4. In his fourth enumeration of error, appellant claims the trial court committed error by failing to charge on the theory of withdrawal from a criminal enterprise. In the first place, no request was made for such a charge. Secondly, the court in its charge required the jury to find that the appellant had participated as an actor or as a principal to each burglary or to find him not guilty. If the jury believed appellant’s version that he had withdrawn before the burglaries occurred, he could have been found not guilty. Under these circumstances, the court did not err in failing to give a charge which was not requested, nor has Turbeville demonstrated error in such an omission.
5. In enumerations 5 through 9, appellant urges error in the failure of the court to give requested charges.
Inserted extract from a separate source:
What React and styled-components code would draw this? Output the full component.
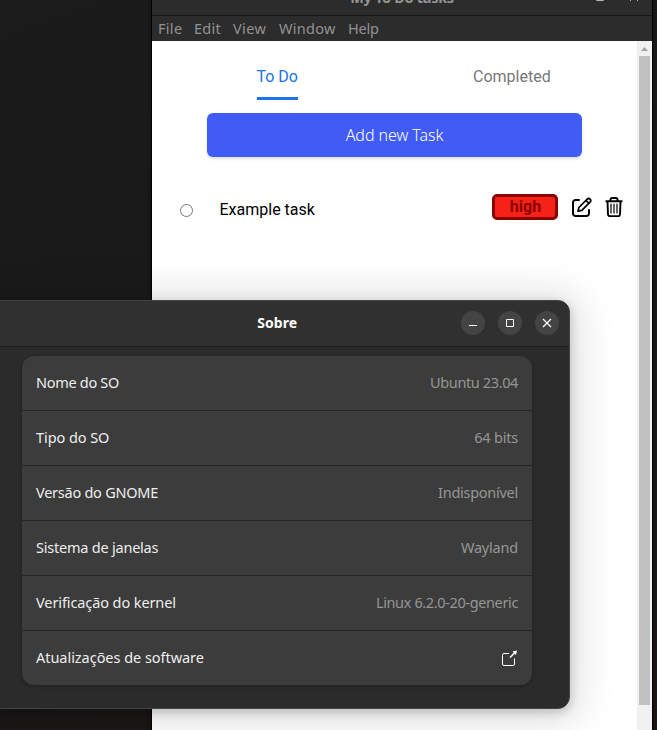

Basically the requests dealt with corroboration of a confession or admission, withdrawal from a criminal enterprise, and that a totally exculpatory statement is not a confession or admission.
As to the first requested instruction the trial court did indeed give that charge. As to the remaining requested instructions, the trial court did not charge in the language requested, but, when the charge is viewed as a whole, each of the requests was given in substance. Moreover, requests 2 and 3 tended to be argumentative and misstated the legal principles when applied to the facts of this case. It is not error for the court to refuse a charge in the exact language requested where the substance of the request is given. Hart v. State, 227 Ga. 171, 174 (179 SE2d 346); Allen v. State, 137 Ga. App. 302, 304 (223 SE2d 495). See also McRae v. State, 145 Ga. App. 122 (243 SE2d 110). We find no merit in any of these enumerations.
*821Decided January 6, 1982. John N. Crudup, for appellant. Jeff C. Wayne, District Attorney, Charles H. Frier, Assistant District Attorney, for appellee.Judgment affirmed.
Shulman, P. J., and Sognier, J., concur.